After moving the tree turned out to be cost prohibitive, the school redesigned around it. More than a landscaping element, the tree has become a focal point for the entire community as well as the school; the tree has its own maintenance plan.
"I got e-mails throughout the summer, 'The tree's looking like it's getting a little brown. Is someone taking care of the tree?'" Mulligan says. "Somebody said to me the other day, 'It's so nice the kids will be able to climb in the tree.' And I'm thinking, 'Oh no! Those kids are not going in that tree.'"
In addition to tree preservation, Fairview has picked up another unexpected responsibility with their new facility: a pre-kindergarten program. The extra class was added when a pre-k program at another CPS school closed. Twenty new 4-year-old students will enjoy the benefit of a full-day program; there are 40 more on a waiting list. Mulligan had to reject the idea of two half-day sessions to accommodate more children because the building is completely full.

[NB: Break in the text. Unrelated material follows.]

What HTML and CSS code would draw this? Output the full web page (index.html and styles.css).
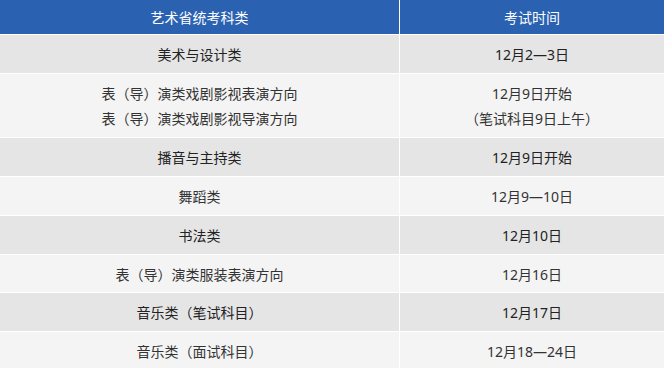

The one open classroom that was left is now being used to house an additional second-grade classroom because there were too many second graders. As it is, Fairview had already included extra classrooms by deviating from the preferred CPS school design to accommodate the needs of their unique language curriculum.
In addition to regular instruction given in English, students attend daily German language classes and receive part of their core curriculum, like math and science, in German. This means German language instructors need to have their own classrooms.
"Cincinnati Public wanted all of their buildings in pods so you would have four classrooms joined by an extended learning area in the middle," Mulligan explains. "Those four classrooms could use that area for pulling out in small groups (or) tutoring. That didn't fit with our program because we have five and a half German teachers that obviously need a quiet space. We kept some of the pod design because if we move out of this building in five years and another program moves in they would be able to utilize the space in that pod design."
One extended learning area on the first and second floors is enclosed with large sliding doors at opposite ends of the space. These can stay open, giving the area a less closed-in feel if it needs to be converted.
That kind of effort gives the children and teachers what they need and still respects the objectives of the district as a result of the Community Learning Center process, according to Mulligan.
By inviting Clifton residents, service providers and others into the design process, Fairview has been able to draw on the expertise of many people to create a school building that will support the entire community, in addition to the education of young people.
"The more adult involvement, the more community involvement that you have the better off you are," Mulligan says. "(With) more adults your ratios of adult/child is something that really benefits. That and the fact that you get great ideas.
"When we knew we were moving, we started working with people. To see people whose kids are grown or don't have children being so committed to a public elementary school — none of their family will attend here — yet they've embraced it and made it their own."
That support has translated into an effort to create an "arts campus" by incorporating the programming of the Clifton Cultural Arts Center (see "Artists in the Neighborhood," issue of Dec. 27, 2006), housed in Carriage House behind the school and the old Clifton School across the street, into the Fairview curriculum.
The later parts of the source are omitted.